(INFORMATION SUPPLIED)
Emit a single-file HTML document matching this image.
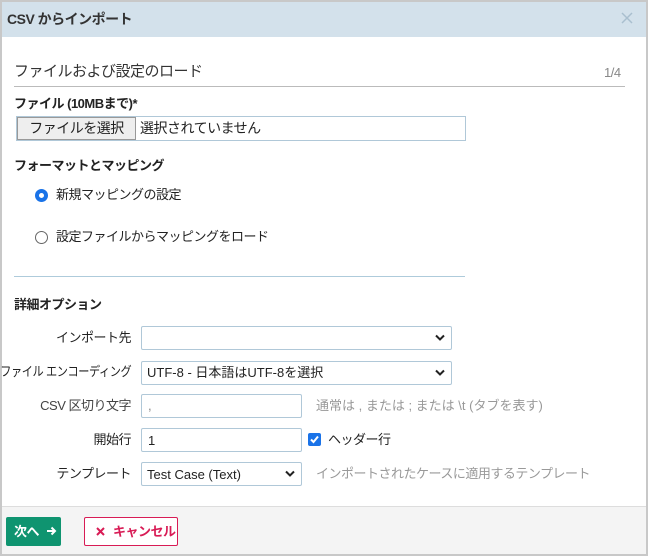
<!DOCTYPE html>
<html><head><meta charset="utf-8"><style>
*{box-sizing:border-box;margin:0;padding:0}
body{width:648px;height:556px;background:#c8c8c8;font-family:"Liberation Sans","Noto Sans CJK JP",sans-serif;font-size:13px;line-height:16px;letter-spacing:-0.5px;color:#222;position:relative;overflow:hidden}
.dlg{position:absolute;left:2px;top:2px;width:644px;height:552px;background:#fff}
.hdr{position:absolute;left:0;top:0;width:644px;height:35px;background:#d3e1eb}
.a{position:absolute;white-space:nowrap}
.box{position:absolute;border:1px solid #b0c8d8;background:#fff;border-radius:2px}
.lbl{position:absolute;right:515px;text-align:right;white-space:nowrap;transform-origin:right center}
.chev{position:absolute;right:6px;top:7px}
.hint{color:#999}
.foot{position:absolute;left:0;top:504px;width:644px;height:48px;background:#f4f4f4;border-top:1px solid #ddd}
</style></head><body>
<div class="dlg">
<div class="hdr"></div>
<div class="a" style="left:5px;top:9px;font-size:14px;font-weight:bold;color:#333">CSV からインポート</div>
<svg class="a" style="left:619px;top:10px" width="12" height="12"><path d="M1 1L11 11M11 1L1 11" stroke="#a9bfcf" stroke-width="1.5"/></svg>
<div class="a" style="left:12px;top:61px;font-size:15px;line-height:18px;color:#333">ファイルおよび設定のロード</div>
<div class="a" style="left:602px;top:63px;font-size:13px;color:#888">1/4</div>
<div class="a" style="left:12px;top:84px;width:611px;height:1px;background:#bbb"></div>
<div class="a" style="left:12px;top:94px;font-weight:bold">ファイル (10MBまで)*</div>
<div class="box" style="left:14px;top:114px;width:450px;height:25px;border-radius:0"></div>
<div class="a" style="left:15px;top:115px;width:119px;height:23px;background:#eee;border:1px solid #999;font-size:14px;text-align:center;line-height:21px">ファイルを選択</div>
<div class="a" style="left:138px;top:118px;font-size:14px">選択されていません</div>
<div class="a" style="left:12px;top:156px;font-weight:bold">フォーマットとマッピング</div>
<div class="a" style="left:33px;top:187px;width:13px;height:13px;border-radius:50%;border:4px solid #1a73e8"></div>
<div class="a" style="left:54px;top:185px">新規マッピングの設定</div>
<div class="a" style="left:33px;top:229px;width:13px;height:13px;border-radius:50%;border:1px solid #666"></div>
<div class="a" style="left:54px;top:227px">設定ファイルからマッピングをロード</div>
<div class="a" style="left:12px;top:274px;width:451px;height:1px;background:#aecbdb"></div>
<div class="a" style="left:12px;top:295px;font-weight:bold">詳細オプション</div>

<div class="lbl" style="top:328px">インポート先</div>
<div class="box" style="left:139px;top:324px;width:311px;height:24px"><svg class="chev" width="10" height="8"><path d="M1 1.5L5 5.5L9 1.5" stroke="#222" stroke-width="2" fill="none"/></svg></div>
<div class="lbl" style="top:362px;transform:scaleX(0.86)">ファイル エンコーディング</div>
<div class="box" style="left:139px;top:359px;width:311px;height:24px"><span class="a" style="left:5px;top:3px;letter-spacing:0">UTF-8 - 日本語はUTF-8を選択</span><svg class="chev" width="10" height="8"><path d="M1 1.5L5 5.5L9 1.5" stroke="#222" stroke-width="2" fill="none"/></svg></div>
<div class="lbl" style="top:396px;color:#444">CSV 区切り文字</div>
<div class="box" style="left:139px;top:392px;width:161px;height:24px"><span class="a" style="left:6px;top:3px;color:#888">,</span></div>
<div class="a hint" style="left:314px;top:396px;letter-spacing:0">通常は , または ; または \t (タブを表す)</div>
<div class="lbl" style="top:430px">開始行</div>
<div class="box" style="left:139px;top:426px;width:161px;height:24px"><span class="a" style="left:6px;top:4px">1</span></div>
<div class="a" style="left:306px;top:431px;width:13px;height:13px;background:#1a73e8;border-radius:2px"><svg width="13" height="13" style="position:absolute;left:0;top:0"><path d="M3 6.5L5.5 9L10 3.5" stroke="#fff" stroke-width="2" fill="none"/></svg></div>
<div class="a" style="left:326px;top:430px">ヘッダー行</div>
<div class="lbl" style="top:464px">テンプレート</div>
<div class="box" style="left:139px;top:460px;width:161px;height:24px"><span class="a" style="left:5px;top:4px;letter-spacing:0">Test Case (Text)</span><svg class="chev" width="10" height="8"><path d="M1 1.5L5 5.5L9 1.5" stroke="#222" stroke-width="2" fill="none"/></svg></div>
<div class="a hint" style="left:314px;top:464px">インポートされたケースに適用するテンプレート</div>

<div class="foot"></div>
<div class="a" style="left:4px;top:515px;width:55px;height:29px;background:#0f9470;border-radius:2px;color:#fff;font-weight:bold;line-height:29px;padding-left:8px">次へ <svg width="11" height="10" style="margin-left:4px"><path d="M1 5H9M5.5 1.5L9 5L5.5 8.5" stroke="#fff" stroke-width="2" fill="none"/></svg></div>
<div class="a" style="left:82px;top:515px;width:94px;height:29px;background:#fff;border:1px solid #d81b55;border-radius:2px;color:#d81b55;font-weight:bold;line-height:27px;padding-left:11px"><svg width="9" height="9" style="margin-right:8px"><path d="M1 1L8 8M8 1L1 8" stroke="#d81b55" stroke-width="2"/></svg>キャンセル</div>
</div>
</body></html>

(PROBLEM TO SOLVE)
Your copy of the data should match it exactly, except that pictures are left out.

(FULL SOLUTION)
Emit a single-file HTML document matching this image.
<!DOCTYPE html>
<html><head><meta charset="utf-8"><style>
*{box-sizing:border-box;margin:0;padding:0}
body{width:648px;height:556px;background:#c8c8c8;font-family:"Liberation Sans","Noto Sans CJK JP",sans-serif;font-size:13px;line-height:16px;letter-spacing:-0.5px;color:#222;position:relative;overflow:hidden}
.dlg{position:absolute;left:2px;top:2px;width:644px;height:552px;background:#fff}
.hdr{position:absolute;left:0;top:0;width:644px;height:35px;background:#d3e1eb}
.a{position:absolute;white-space:nowrap}
.box{position:absolute;border:1px solid #b0c8d8;background:#fff;border-radius:2px}
.lbl{position:absolute;right:515px;text-align:right;white-space:nowrap;transform-origin:right center}
.chev{position:absolute;right:6px;top:7px}
.hint{color:#999}
.foot{position:absolute;left:0;top:504px;width:644px;height:48px;background:#f4f4f4;border-top:1px solid #ddd}
</style></head><body>
<div class="dlg">
<div class="hdr"></div>
<div class="a" style="left:5px;top:9px;font-size:14px;font-weight:bold;color:#333">CSV からインポート</div>
<svg class="a" style="left:619px;top:10px" width="12" height="12"><path d="M1 1L11 11M11 1L1 11" stroke="#a9bfcf" stroke-width="1.5"/></svg>
<div class="a" style="left:12px;top:61px;font-size:15px;line-height:18px;color:#333">ファイルおよび設定のロード</div>
<div class="a" style="left:602px;top:63px;font-size:13px;color:#888">1/4</div>
<div class="a" style="left:12px;top:84px;width:611px;height:1px;background:#bbb"></div>
<div class="a" style="left:12px;top:94px;font-weight:bold">ファイル (10MBまで)*</div>
<div class="box" style="left:14px;top:114px;width:450px;height:25px;border-radius:0"></div>
<div class="a" style="left:15px;top:115px;width:119px;height:23px;background:#eee;border:1px solid #999;font-size:14px;text-align:center;line-height:21px">ファイルを選択</div>
<div class="a" style="left:138px;top:118px;font-size:14px">選択されていません</div>
<div class="a" style="left:12px;top:156px;font-weight:bold">フォーマットとマッピング</div>
<div class="a" style="left:33px;top:187px;width:13px;height:13px;border-radius:50%;border:4px solid #1a73e8"></div>
<div class="a" style="left:54px;top:185px">新規マッピングの設定</div>
<div class="a" style="left:33px;top:229px;width:13px;height:13px;border-radius:50%;border:1px solid #666"></div>
<div class="a" style="left:54px;top:227px">設定ファイルからマッピングをロード</div>
<div class="a" style="left:12px;top:274px;width:451px;height:1px;background:#aecbdb"></div>
<div class="a" style="left:12px;top:295px;font-weight:bold">詳細オプション</div>

<div class="lbl" style="top:328px">インポート先</div>
<div class="box" style="left:139px;top:324px;width:311px;height:24px"><svg class="chev" width="10" height="8"><path d="M1 1.5L5 5.5L9 1.5" stroke="#222" stroke-width="2" fill="none"/></svg></div>
<div class="lbl" style="top:362px;transform:scaleX(0.86)">ファイル エンコーディング</div>
<div class="box" style="left:139px;top:359px;width:311px;height:24px"><span class="a" style="left:5px;top:3px;letter-spacing:0">UTF-8 - 日本語はUTF-8を選択</span><svg class="chev" width="10" height="8"><path d="M1 1.5L5 5.5L9 1.5" stroke="#222" stroke-width="2" fill="none"/></svg></div>
<div class="lbl" style="top:396px;color:#444">CSV 区切り文字</div>
<div class="box" style="left:139px;top:392px;width:161px;height:24px"><span class="a" style="left:6px;top:3px;color:#888">,</span></div>
<div class="a hint" style="left:314px;top:396px;letter-spacing:0">通常は , または ; または \t (タブを表す)</div>
<div class="lbl" style="top:430px">開始行</div>
<div class="box" style="left:139px;top:426px;width:161px;height:24px"><span class="a" style="left:6px;top:4px">1</span></div>
<div class="a" style="left:306px;top:431px;width:13px;height:13px;background:#1a73e8;border-radius:2px"><svg width="13" height="13" style="position:absolute;left:0;top:0"><path d="M3 6.5L5.5 9L10 3.5" stroke="#fff" stroke-width="2" fill="none"/></svg></div>
<div class="a" style="left:326px;top:430px">ヘッダー行</div>
<div class="lbl" style="top:464px">テンプレート</div>
<div class="box" style="left:139px;top:460px;width:161px;height:24px"><span class="a" style="left:5px;top:4px;letter-spacing:0">Test Case (Text)</span><svg class="chev" width="10" height="8"><path d="M1 1.5L5 5.5L9 1.5" stroke="#222" stroke-width="2" fill="none"/></svg></div>
<div class="a hint" style="left:314px;top:464px">インポートされたケースに適用するテンプレート</div>

<div class="foot"></div>
<div class="a" style="left:4px;top:515px;width:55px;height:29px;background:#0f9470;border-radius:2px;color:#fff;font-weight:bold;line-height:29px;padding-left:8px">次へ <svg width="11" height="10" style="margin-left:4px"><path d="M1 5H9M5.5 1.5L9 5L5.5 8.5" stroke="#fff" stroke-width="2" fill="none"/></svg></div>
<div class="a" style="left:82px;top:515px;width:94px;height:29px;background:#fff;border:1px solid #d81b55;border-radius:2px;color:#d81b55;font-weight:bold;line-height:27px;padding-left:11px"><svg width="9" height="9" style="margin-right:8px"><path d="M1 1L8 8M8 1L1 8" stroke="#d81b55" stroke-width="2"/></svg>キャンセル</div>
</div>
</body></html>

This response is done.